Given records
----

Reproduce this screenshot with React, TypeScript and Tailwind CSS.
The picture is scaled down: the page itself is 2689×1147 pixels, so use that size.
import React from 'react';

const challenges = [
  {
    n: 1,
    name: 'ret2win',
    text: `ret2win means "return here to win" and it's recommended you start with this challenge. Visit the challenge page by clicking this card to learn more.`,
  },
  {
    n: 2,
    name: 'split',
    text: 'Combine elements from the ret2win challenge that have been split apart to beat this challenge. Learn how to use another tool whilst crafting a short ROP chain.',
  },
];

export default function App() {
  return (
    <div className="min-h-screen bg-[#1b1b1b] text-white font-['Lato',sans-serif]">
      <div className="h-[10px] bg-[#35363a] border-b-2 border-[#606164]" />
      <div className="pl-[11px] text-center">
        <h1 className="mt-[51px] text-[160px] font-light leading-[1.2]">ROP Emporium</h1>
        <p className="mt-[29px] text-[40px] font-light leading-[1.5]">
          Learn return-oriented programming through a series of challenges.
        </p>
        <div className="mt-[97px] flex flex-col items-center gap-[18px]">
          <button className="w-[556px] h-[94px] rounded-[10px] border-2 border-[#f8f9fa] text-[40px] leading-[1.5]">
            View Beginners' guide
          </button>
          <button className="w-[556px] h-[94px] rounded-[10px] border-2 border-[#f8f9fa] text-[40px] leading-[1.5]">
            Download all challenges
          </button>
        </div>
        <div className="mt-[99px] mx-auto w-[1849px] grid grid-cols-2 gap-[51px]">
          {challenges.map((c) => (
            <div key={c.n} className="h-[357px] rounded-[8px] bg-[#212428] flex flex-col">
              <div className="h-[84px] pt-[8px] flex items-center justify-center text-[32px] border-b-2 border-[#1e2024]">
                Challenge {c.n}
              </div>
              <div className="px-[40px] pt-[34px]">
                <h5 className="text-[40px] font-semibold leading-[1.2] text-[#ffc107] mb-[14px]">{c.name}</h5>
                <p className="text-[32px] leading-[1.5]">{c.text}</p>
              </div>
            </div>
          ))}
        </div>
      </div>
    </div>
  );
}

----

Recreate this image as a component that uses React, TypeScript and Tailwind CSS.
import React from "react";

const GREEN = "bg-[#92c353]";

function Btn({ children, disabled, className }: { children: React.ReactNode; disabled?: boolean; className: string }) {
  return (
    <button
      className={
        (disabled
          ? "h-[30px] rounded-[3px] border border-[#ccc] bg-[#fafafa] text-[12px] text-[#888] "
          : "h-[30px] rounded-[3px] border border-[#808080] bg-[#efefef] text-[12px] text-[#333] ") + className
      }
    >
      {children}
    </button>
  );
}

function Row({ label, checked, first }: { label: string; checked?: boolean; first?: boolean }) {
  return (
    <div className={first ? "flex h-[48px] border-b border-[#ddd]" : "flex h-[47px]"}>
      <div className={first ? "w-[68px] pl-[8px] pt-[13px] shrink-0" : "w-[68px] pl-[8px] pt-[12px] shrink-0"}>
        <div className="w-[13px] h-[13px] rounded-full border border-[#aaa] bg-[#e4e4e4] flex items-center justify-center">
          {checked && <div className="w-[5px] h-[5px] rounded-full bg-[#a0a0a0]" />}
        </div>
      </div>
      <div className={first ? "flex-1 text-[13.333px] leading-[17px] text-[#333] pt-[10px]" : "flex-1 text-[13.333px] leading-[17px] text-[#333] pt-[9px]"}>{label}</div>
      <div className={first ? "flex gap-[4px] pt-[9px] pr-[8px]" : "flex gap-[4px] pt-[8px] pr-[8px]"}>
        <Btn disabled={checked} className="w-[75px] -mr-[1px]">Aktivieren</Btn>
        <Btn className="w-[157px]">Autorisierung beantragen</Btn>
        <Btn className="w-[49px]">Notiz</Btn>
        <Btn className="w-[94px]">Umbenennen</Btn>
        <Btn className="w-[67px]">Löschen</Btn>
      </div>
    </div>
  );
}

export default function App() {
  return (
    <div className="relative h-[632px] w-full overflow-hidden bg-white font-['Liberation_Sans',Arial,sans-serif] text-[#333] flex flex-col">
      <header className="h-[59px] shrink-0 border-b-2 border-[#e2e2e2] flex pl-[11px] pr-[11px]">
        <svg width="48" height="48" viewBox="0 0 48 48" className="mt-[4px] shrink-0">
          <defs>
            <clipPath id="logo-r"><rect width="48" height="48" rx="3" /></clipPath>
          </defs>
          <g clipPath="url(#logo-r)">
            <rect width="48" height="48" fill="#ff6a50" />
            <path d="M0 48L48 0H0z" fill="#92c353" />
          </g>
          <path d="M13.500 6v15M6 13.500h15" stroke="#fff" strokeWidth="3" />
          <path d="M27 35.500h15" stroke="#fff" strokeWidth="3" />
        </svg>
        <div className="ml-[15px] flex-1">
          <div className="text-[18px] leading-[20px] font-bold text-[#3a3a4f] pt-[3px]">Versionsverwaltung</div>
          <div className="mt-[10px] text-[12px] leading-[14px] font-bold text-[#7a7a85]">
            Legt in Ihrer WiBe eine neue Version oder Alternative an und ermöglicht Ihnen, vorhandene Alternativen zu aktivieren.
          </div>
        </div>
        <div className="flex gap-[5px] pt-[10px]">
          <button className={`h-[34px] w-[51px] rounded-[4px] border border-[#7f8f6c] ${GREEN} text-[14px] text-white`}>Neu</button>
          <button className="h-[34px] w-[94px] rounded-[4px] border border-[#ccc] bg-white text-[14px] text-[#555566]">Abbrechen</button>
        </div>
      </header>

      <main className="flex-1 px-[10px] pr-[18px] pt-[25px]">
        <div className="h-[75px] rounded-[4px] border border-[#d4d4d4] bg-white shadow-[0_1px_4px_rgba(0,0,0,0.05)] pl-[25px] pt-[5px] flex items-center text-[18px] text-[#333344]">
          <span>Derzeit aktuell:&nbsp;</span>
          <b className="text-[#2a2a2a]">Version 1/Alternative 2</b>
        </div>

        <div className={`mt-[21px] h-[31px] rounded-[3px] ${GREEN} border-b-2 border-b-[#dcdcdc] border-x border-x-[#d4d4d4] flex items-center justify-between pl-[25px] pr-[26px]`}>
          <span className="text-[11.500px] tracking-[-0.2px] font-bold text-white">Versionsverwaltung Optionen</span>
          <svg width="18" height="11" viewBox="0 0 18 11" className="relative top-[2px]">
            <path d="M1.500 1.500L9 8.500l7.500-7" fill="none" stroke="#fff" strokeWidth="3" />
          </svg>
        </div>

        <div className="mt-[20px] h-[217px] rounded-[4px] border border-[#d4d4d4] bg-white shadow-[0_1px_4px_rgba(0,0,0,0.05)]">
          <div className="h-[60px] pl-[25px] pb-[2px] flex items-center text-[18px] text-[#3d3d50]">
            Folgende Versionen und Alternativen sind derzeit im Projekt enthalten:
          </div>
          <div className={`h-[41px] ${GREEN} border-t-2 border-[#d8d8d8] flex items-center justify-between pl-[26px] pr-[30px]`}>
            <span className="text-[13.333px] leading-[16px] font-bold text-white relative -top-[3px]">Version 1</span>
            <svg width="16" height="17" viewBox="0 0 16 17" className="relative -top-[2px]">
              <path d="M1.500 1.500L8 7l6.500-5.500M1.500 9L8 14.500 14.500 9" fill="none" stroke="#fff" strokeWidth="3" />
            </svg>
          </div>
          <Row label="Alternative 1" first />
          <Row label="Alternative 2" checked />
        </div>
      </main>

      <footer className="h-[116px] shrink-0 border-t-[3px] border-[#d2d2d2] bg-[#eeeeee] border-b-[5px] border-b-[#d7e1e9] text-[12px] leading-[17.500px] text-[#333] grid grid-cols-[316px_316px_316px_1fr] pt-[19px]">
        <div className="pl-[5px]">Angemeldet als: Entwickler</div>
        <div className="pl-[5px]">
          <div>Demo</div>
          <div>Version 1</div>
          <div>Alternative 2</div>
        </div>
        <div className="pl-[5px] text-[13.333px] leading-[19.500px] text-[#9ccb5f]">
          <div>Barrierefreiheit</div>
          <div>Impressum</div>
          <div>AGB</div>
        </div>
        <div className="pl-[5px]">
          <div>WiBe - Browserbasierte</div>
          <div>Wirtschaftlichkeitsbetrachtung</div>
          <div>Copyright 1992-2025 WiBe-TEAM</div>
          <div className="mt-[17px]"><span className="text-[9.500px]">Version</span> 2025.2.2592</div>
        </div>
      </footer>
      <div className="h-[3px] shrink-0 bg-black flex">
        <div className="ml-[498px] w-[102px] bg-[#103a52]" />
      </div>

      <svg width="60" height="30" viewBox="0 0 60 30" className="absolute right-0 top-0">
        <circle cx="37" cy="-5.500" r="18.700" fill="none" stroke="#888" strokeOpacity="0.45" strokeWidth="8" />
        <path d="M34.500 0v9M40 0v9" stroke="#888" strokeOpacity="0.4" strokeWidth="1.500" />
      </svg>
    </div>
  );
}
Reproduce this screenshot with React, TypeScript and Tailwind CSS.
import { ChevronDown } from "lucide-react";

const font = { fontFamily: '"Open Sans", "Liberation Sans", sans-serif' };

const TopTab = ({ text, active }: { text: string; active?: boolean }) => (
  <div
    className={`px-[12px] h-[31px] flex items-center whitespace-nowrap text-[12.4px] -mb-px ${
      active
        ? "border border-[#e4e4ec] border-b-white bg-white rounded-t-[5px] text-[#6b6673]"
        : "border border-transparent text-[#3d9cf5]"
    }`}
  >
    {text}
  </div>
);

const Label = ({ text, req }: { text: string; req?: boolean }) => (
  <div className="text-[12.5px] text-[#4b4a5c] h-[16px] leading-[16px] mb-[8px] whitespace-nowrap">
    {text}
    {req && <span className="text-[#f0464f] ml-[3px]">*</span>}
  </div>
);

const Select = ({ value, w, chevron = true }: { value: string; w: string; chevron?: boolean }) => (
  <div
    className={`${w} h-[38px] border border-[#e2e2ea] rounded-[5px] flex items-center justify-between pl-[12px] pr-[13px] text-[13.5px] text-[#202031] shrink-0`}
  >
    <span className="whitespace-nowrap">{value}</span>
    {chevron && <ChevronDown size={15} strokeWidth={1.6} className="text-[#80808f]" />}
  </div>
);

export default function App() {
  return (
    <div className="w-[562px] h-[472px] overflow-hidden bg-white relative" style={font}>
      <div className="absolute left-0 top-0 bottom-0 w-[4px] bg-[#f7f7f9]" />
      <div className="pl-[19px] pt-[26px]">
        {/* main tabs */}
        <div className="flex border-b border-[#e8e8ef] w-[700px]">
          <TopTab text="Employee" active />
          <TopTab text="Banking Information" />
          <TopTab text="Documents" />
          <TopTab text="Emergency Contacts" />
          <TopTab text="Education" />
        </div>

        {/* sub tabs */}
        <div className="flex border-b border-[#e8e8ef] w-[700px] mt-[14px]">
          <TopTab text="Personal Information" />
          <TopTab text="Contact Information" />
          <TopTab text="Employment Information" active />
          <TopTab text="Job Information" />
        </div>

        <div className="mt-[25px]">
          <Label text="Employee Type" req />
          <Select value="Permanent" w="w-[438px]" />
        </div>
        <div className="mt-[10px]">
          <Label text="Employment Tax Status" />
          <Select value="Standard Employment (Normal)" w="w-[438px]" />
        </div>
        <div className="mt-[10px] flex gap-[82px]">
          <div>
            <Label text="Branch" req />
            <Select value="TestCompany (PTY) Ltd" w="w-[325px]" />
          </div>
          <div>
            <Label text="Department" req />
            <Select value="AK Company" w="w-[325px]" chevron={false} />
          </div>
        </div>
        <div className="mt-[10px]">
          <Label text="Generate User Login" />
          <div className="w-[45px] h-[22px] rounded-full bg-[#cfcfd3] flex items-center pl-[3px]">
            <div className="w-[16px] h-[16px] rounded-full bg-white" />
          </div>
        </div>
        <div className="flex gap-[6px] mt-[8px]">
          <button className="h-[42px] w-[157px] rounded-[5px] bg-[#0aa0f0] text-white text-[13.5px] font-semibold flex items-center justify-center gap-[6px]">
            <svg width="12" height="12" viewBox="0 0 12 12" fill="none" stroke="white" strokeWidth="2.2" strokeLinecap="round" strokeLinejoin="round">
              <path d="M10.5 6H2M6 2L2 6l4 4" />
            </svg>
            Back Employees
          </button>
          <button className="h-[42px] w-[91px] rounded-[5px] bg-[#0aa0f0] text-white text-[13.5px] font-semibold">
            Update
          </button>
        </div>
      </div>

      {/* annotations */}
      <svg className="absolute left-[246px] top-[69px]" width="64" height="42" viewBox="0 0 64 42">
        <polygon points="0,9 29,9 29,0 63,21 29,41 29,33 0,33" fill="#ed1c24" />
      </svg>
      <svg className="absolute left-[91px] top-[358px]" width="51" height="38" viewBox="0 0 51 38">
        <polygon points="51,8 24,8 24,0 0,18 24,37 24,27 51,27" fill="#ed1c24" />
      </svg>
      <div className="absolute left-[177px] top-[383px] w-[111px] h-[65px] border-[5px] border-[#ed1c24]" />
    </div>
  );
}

----

Task objective
Retype only this portion of the data above: the line containing "The picture is", the line containing "import React from 'react';", and all lines between them, exactly.

Reply
The picture is scaled down: the page itself is 2689×1147 pixels, so use that size.
import React from 'react';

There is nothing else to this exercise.